This has been adapted from a Berkeley Lab press release.
Three years ago, scientists at the University of Michigan discovered an artificial photosynthesis device made of silicon and gallium nitride (Si/GaN) that harnesses sunlight into carbon-free hydrogen for fuel cells with twice the efficiency and stability of some previous technologies.
Now, a team of Foundry users, working with staff, have uncovered a surprising, self-improving property in Si/GaN that contributes to the material’s highly efficient and stable performance in converting light and water into carbon-free hydrogen. Their findings, reported in the journal Nature Materials, could help radically accelerate the commercialization of artificial photosynthesis technologies and hydrogen fuel cells.

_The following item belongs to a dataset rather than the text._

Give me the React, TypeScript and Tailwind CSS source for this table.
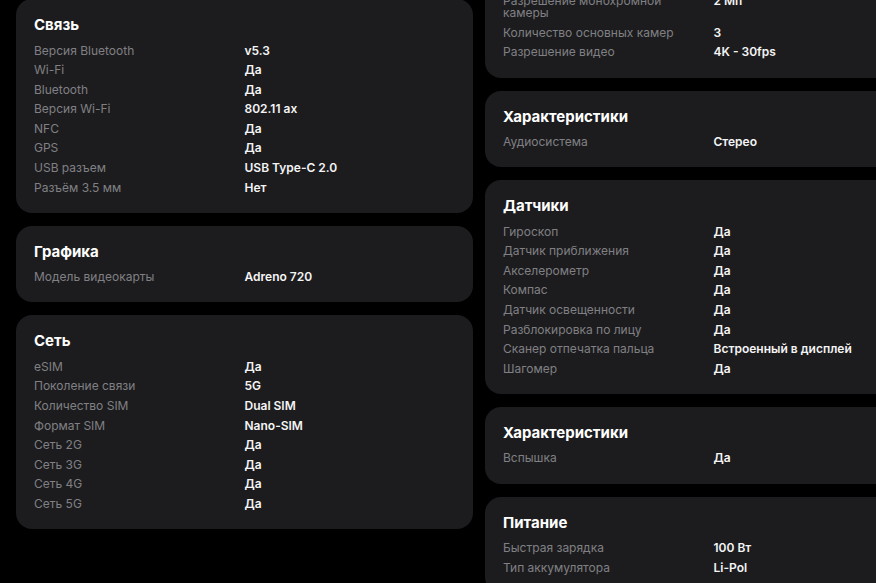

“Our discovery is a real game-changer,” said senior author Francesca Toma, a staff scientist in the Chemical Sciences Division at Berkeley Lab. Usually, materials in solar fuels systems degrade, become less stable and thus produce hydrogen less efficiently, she said. “But we discovered an unusual property in Si/GaN that somehow enables it to become more efficient and stable. I’ve never seen such stability.”
Previous artificial photosynthesis materials are either excellent light absorbers that lack durability; or they’re durable materials that lack light-absorption efficiency.
But silicon and gallium nitride are abundant and cheap materials that are widely used as semiconductors in everyday electronics such as LEDs (light-emitting diodes) and solar cells, said co-author Zetian Mi, a professor of electrical and computer engineering at the University of Michigan who invented Si/GaN artificial photosynthesis devices a decade ago.
The researchers carried out a photoconductive atomic force microscopy experiment at Toma’s lab to test how GaN photocathodes could efficiently convert absorbed photons into electrons, and then recruit those free electrons to split water into hydrogen, before the material started to degrade and become less stable and efficient.
They expected to see a steep decline in the material’s photon absorption efficiency and stability after just a few hours. To their astonishment, they observed a 2-3 orders of magnitude improvement in the material’s photocurrent coming from tiny facets along the “sidewall” of the GaN grain, Zeng said. Even more perplexing was that the material had increased its efficiency over time, even though the overall surface of the material didn’t change that much, Zeng said. “In other words, instead of getting worse, the material got better,” he said.
To gather more clues, the researchers used the scanning transmission electron microscopy (STEM) capabilities at the Foundry’s National Center for Electron Microscopy facility and angle-dependent X-ray photon spectroscopy (XPS) in the Imaging facility.
Those experiments revealed that a 1 nanometer layer mixed with gallium, nitrogen, and oxygen – or gallium oxynitride – had formed along some of the sidewalls. A chemical reaction had taken place, adding “active catalytic sites for hydrogen production reactions,” Toma said.
Looking ahead, Toma said that she and her team would like to test the Si/GaN photocathode in a water-splitting photoelectrochemical cell, and will experiment with similar materials to get a better understanding of how nitrides contribute to stability in artificial photosynthesis devices – which is something they never thought would be possible.